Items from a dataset
....

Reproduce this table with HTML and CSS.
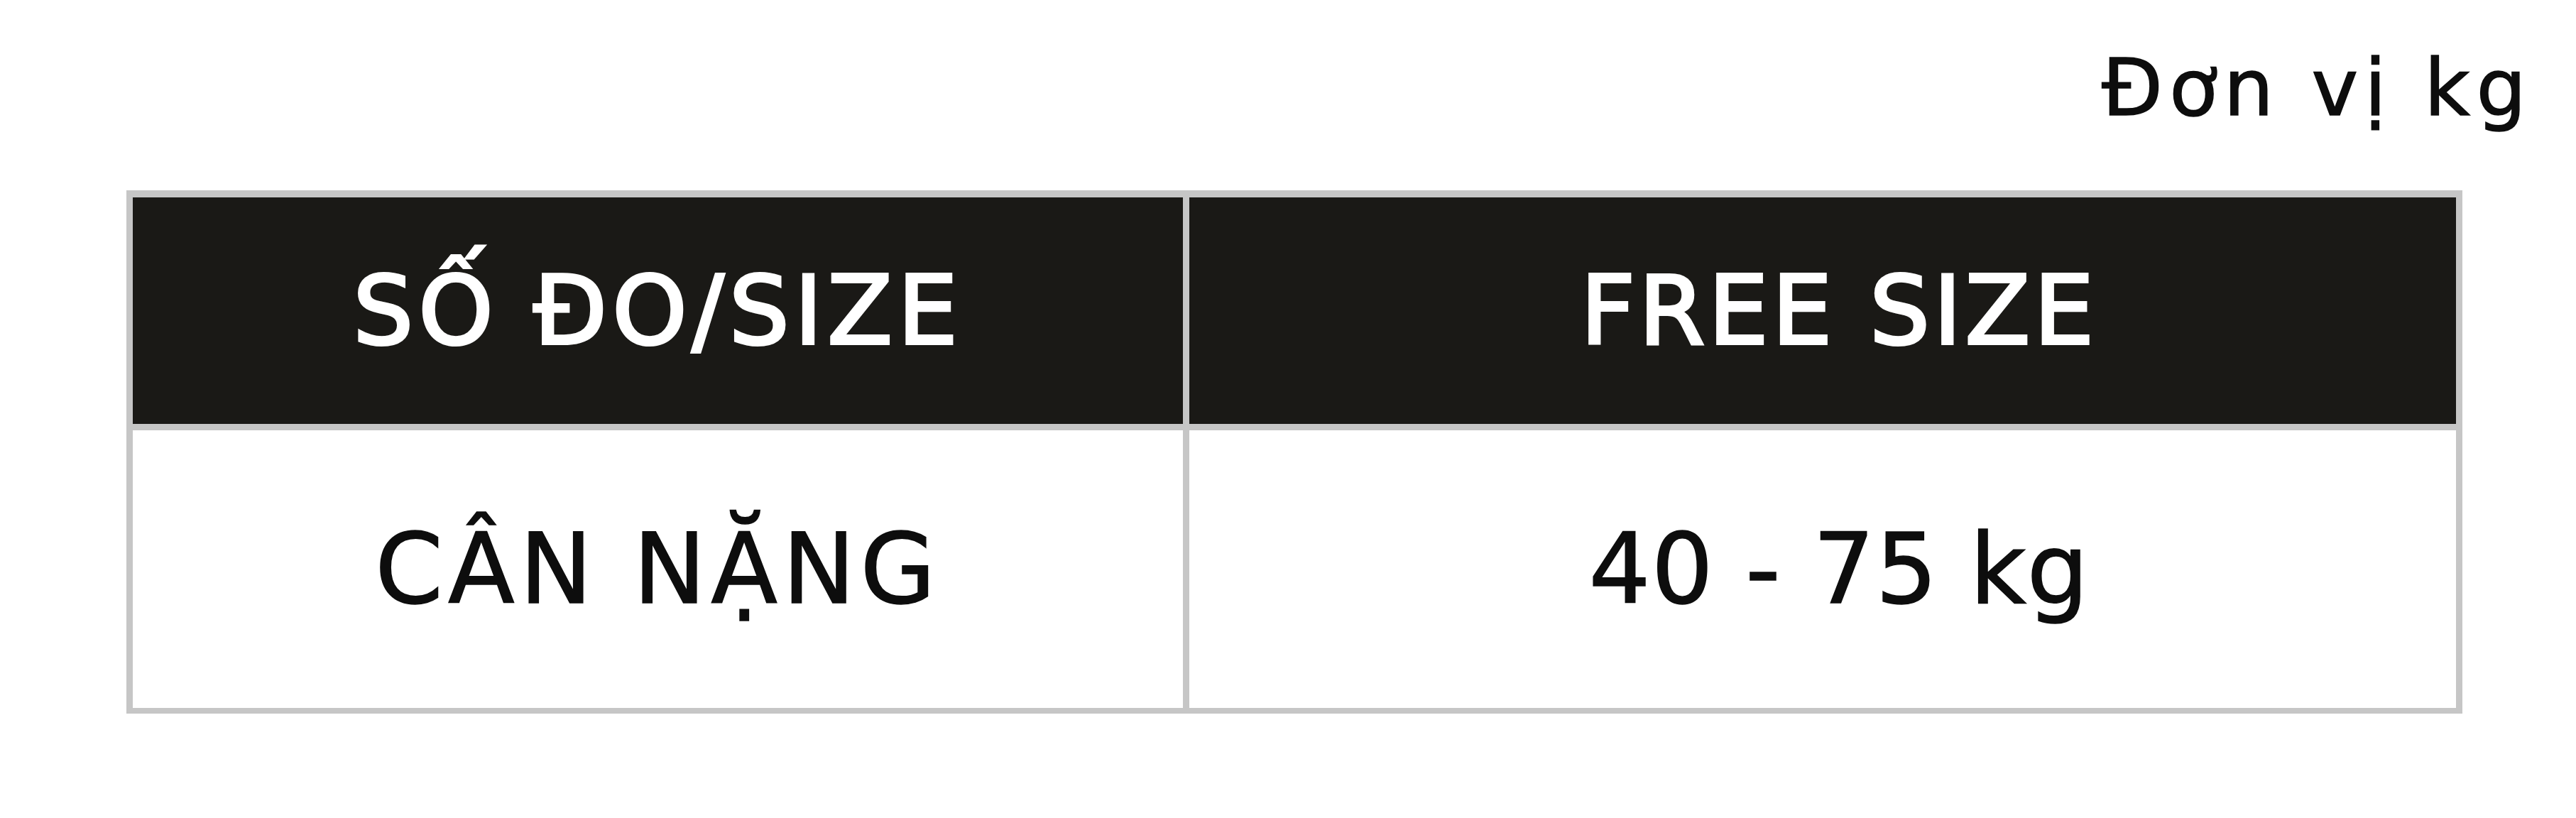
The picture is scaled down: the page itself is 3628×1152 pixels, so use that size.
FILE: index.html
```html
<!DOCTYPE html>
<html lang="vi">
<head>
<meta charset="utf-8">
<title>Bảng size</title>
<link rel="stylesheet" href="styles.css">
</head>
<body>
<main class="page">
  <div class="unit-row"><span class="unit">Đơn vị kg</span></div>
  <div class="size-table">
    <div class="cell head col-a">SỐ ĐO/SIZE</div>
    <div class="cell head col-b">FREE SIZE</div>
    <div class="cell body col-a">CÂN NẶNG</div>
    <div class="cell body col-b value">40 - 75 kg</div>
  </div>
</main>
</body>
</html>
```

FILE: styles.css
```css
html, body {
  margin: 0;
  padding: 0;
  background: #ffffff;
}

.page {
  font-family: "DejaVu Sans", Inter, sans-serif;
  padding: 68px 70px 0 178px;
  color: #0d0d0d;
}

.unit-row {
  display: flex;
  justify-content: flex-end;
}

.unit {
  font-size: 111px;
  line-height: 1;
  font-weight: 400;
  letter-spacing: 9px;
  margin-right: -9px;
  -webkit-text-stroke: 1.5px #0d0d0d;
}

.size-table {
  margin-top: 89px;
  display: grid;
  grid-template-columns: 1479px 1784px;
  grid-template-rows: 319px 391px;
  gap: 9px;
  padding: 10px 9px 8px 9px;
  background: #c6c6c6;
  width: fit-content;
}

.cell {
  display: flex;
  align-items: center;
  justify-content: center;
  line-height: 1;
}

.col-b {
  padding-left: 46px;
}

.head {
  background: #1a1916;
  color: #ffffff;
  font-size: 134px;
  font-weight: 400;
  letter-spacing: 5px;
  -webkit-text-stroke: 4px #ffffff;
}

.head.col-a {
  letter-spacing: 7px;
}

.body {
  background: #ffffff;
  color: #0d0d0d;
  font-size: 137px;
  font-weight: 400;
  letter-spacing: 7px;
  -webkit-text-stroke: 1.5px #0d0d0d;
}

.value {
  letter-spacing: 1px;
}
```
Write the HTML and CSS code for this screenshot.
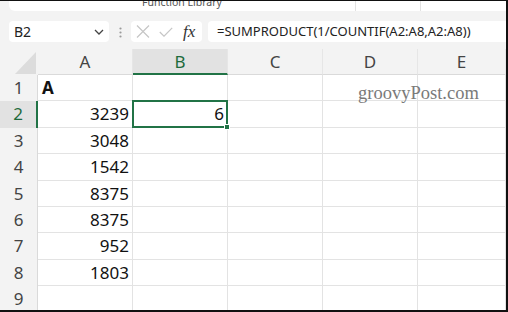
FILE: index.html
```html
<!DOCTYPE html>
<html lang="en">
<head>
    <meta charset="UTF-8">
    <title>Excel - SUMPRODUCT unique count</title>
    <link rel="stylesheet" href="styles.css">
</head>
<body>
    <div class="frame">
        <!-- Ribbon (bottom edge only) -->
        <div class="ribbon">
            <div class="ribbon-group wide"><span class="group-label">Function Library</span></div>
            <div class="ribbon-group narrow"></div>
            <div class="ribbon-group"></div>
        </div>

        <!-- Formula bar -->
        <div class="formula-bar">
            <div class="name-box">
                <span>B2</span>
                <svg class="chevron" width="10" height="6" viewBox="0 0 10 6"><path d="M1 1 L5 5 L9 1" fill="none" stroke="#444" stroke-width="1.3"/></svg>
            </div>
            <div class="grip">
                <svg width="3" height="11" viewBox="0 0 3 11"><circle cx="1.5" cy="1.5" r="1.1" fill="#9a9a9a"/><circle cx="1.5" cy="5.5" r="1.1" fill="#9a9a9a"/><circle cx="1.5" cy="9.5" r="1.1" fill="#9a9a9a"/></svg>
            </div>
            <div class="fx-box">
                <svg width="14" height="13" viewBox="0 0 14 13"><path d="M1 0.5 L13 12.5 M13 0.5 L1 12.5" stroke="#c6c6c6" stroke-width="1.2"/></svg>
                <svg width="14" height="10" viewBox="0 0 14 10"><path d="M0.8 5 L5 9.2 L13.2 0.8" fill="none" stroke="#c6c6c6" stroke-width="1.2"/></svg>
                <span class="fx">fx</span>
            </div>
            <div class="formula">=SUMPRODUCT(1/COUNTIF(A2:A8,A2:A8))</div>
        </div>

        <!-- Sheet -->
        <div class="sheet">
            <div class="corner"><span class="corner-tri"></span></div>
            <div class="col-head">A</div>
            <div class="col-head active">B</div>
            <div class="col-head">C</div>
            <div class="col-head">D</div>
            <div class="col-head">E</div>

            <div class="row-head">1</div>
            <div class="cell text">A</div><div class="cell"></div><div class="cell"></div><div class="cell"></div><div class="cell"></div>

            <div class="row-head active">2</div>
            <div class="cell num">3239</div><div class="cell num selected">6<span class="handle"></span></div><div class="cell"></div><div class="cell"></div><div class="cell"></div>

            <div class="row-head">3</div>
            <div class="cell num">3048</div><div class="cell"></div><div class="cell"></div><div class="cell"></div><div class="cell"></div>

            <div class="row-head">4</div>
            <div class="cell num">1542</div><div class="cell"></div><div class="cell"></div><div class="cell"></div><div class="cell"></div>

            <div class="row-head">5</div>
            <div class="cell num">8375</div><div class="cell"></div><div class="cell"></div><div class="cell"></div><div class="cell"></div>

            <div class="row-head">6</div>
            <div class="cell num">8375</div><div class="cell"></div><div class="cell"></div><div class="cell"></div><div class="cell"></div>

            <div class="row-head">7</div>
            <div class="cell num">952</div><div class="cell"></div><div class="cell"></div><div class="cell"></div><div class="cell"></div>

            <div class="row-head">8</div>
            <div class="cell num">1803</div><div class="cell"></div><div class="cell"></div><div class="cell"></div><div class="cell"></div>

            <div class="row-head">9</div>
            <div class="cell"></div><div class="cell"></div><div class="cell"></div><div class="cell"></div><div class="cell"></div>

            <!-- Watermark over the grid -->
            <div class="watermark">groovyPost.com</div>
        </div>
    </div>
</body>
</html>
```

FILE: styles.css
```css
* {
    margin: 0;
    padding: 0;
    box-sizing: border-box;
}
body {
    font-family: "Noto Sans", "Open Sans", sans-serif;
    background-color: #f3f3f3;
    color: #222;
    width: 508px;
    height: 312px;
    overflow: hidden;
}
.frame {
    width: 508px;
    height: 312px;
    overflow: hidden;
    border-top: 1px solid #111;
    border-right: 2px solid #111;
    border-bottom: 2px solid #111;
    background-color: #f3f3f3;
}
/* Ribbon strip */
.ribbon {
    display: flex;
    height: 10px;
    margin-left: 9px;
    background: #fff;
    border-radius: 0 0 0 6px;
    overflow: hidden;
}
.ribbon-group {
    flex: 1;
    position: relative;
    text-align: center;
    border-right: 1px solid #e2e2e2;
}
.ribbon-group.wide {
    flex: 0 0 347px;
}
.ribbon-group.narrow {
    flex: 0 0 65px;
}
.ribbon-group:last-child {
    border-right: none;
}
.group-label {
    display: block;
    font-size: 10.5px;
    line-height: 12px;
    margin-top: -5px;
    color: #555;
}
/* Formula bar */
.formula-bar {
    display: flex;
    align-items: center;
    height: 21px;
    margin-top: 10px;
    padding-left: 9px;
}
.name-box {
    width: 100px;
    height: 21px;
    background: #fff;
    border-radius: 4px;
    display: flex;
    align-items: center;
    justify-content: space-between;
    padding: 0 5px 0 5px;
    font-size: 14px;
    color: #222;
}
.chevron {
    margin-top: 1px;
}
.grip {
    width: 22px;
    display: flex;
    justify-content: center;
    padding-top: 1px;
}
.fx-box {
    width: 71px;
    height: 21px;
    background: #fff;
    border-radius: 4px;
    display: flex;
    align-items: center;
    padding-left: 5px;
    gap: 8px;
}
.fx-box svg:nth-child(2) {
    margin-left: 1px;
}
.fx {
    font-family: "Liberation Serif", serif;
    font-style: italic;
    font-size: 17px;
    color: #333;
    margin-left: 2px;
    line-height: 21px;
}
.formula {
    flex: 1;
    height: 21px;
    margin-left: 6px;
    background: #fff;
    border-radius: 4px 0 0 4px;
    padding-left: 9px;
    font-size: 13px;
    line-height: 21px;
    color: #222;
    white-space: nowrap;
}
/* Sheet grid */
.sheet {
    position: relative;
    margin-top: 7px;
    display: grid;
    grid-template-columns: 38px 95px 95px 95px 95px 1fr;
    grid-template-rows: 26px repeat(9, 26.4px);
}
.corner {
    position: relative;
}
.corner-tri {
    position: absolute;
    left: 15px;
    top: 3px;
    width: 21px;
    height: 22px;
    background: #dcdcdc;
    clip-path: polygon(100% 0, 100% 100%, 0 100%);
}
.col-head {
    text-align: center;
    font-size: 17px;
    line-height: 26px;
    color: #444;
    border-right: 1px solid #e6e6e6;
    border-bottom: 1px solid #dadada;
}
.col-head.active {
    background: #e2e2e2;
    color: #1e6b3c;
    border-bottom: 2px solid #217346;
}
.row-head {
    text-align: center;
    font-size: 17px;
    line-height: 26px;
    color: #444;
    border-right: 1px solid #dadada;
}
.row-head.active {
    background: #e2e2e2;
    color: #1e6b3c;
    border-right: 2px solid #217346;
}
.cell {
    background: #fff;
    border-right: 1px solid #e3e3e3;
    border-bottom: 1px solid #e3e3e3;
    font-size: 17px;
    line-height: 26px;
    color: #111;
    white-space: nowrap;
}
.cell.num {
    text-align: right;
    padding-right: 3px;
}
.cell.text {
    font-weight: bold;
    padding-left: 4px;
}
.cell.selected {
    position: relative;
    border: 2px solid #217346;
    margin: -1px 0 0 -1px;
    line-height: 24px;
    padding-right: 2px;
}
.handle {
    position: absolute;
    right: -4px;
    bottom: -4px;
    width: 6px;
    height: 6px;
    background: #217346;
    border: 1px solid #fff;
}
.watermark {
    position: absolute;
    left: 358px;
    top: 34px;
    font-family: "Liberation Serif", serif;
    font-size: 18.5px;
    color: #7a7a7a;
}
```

....

- **INSTRUCTIONS TO FOLLOW**:
Find every line in the records above that contains the word "this", and copy each one.

- **RESPONSE**:
Reproduce this table with HTML and CSS.
Write the HTML and CSS code for this screenshot.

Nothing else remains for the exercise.